The range of gadgets that all of us are supposed to have is now mind-boggling. As a result, I now carry a small pouch inside my bag containing an assortment of tiny gadgets. There’s a card reader, which reads data from the memory cards of my cell phones and from my digital camera and uploads them directly to my notebook. There’s a multi-port which enables me to double the number of ports of my notebook the Mac I am using only has two ports and that’s often not enough when I have to use a mouse, a flash drive, a card reader, etc. I also have to carry with me all kinds of chargers one for my cell phones, another one for my ipod, and another one for the batteries of the digital camera. Do we really need all these things? It’s ironic that the marketing pitch of these products hues closely along the lines of “you can’t survive without it” which, if we come to think about it, is pretty hilarious because we’ve been able to survive without it for quite some time, thank you very much.

Even our politicians seemed to have jumped into the bandwagon and have started packaging themselves as products complete with their respective taglines and marketing pitches. Their marketing ploy is to remind all of us of just how wretched our lives are, just how unlucky and how unhappy we all are and then propose themselves as the panacea that will make everything go away.
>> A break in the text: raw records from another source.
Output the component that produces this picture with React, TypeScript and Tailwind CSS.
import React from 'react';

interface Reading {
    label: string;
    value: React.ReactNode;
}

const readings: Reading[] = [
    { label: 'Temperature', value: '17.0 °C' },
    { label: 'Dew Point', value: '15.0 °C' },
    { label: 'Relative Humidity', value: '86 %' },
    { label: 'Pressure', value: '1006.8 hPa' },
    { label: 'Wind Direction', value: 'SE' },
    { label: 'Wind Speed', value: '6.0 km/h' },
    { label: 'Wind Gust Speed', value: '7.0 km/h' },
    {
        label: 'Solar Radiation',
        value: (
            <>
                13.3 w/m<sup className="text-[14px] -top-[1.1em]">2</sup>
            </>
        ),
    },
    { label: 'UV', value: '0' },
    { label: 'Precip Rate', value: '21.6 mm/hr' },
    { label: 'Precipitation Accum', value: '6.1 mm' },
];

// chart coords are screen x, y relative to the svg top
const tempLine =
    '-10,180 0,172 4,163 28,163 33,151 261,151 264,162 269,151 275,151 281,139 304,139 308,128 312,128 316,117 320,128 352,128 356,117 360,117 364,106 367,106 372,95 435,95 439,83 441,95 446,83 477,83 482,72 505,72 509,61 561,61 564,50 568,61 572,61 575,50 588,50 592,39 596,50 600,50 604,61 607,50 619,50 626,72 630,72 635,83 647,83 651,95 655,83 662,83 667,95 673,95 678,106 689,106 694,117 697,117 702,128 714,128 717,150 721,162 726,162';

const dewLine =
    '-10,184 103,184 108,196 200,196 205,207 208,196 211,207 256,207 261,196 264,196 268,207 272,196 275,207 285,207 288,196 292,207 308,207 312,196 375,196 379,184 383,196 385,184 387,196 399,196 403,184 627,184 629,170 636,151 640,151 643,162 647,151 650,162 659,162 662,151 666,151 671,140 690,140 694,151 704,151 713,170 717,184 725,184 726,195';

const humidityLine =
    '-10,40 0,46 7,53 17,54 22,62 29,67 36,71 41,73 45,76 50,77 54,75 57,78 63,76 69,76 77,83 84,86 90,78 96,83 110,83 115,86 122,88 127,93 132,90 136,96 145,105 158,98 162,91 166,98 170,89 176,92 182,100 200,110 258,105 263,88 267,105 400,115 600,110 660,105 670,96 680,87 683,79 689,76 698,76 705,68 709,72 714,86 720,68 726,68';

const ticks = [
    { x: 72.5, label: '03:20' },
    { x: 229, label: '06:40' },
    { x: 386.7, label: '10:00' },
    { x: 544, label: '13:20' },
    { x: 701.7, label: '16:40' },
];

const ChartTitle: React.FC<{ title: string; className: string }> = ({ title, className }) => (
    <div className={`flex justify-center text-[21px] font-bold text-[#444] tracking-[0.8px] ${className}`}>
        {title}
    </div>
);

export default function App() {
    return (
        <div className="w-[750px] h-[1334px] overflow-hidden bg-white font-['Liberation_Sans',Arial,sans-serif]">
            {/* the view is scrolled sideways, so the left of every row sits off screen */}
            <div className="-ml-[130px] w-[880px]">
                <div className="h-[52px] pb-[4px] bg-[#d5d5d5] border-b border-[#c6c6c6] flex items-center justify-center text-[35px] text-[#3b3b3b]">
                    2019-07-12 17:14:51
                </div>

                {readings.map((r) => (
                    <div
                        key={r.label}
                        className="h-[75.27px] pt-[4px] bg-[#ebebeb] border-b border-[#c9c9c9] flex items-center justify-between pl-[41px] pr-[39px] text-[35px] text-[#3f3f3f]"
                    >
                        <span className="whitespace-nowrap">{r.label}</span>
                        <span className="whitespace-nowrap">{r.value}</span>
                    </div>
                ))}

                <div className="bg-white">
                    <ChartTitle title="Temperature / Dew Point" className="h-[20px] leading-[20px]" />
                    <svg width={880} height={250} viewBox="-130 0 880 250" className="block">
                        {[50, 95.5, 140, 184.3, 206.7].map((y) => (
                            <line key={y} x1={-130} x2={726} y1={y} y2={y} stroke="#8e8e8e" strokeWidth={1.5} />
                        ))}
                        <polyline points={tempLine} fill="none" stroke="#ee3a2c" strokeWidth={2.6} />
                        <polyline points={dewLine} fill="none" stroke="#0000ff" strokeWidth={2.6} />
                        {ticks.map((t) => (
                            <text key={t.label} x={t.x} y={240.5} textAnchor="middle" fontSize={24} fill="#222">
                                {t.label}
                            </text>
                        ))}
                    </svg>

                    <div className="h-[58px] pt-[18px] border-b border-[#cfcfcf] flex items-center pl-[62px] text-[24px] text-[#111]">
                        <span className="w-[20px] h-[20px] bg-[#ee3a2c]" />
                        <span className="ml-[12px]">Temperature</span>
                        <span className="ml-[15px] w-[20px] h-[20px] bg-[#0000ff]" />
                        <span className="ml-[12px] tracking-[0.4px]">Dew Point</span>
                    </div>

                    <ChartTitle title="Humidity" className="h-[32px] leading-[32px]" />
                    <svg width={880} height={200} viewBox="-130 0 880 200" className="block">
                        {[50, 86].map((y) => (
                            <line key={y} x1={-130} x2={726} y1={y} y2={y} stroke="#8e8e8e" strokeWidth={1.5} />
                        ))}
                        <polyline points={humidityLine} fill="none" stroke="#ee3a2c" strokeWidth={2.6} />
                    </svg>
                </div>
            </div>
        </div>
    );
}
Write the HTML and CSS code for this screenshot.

Like the magic cubes and the other gadgets that we’ve learned to embrace and make part of our lives, the truth is that we can do very well without them, actually.


I just remembered this show my brother and I used to watch, American Inventor.

The premise is simple: Contestants present an invention that they think will revolutionize the way Americans live their daily lives, and the finalists will get a chance to work with experts to help polish up their creations prior to final judging.

The winners were often kiss-ass simple ideas - the losers were usually the "kludges."
Bong C. Austero said…
lol. i remember that show too. thanks for reminding me about it.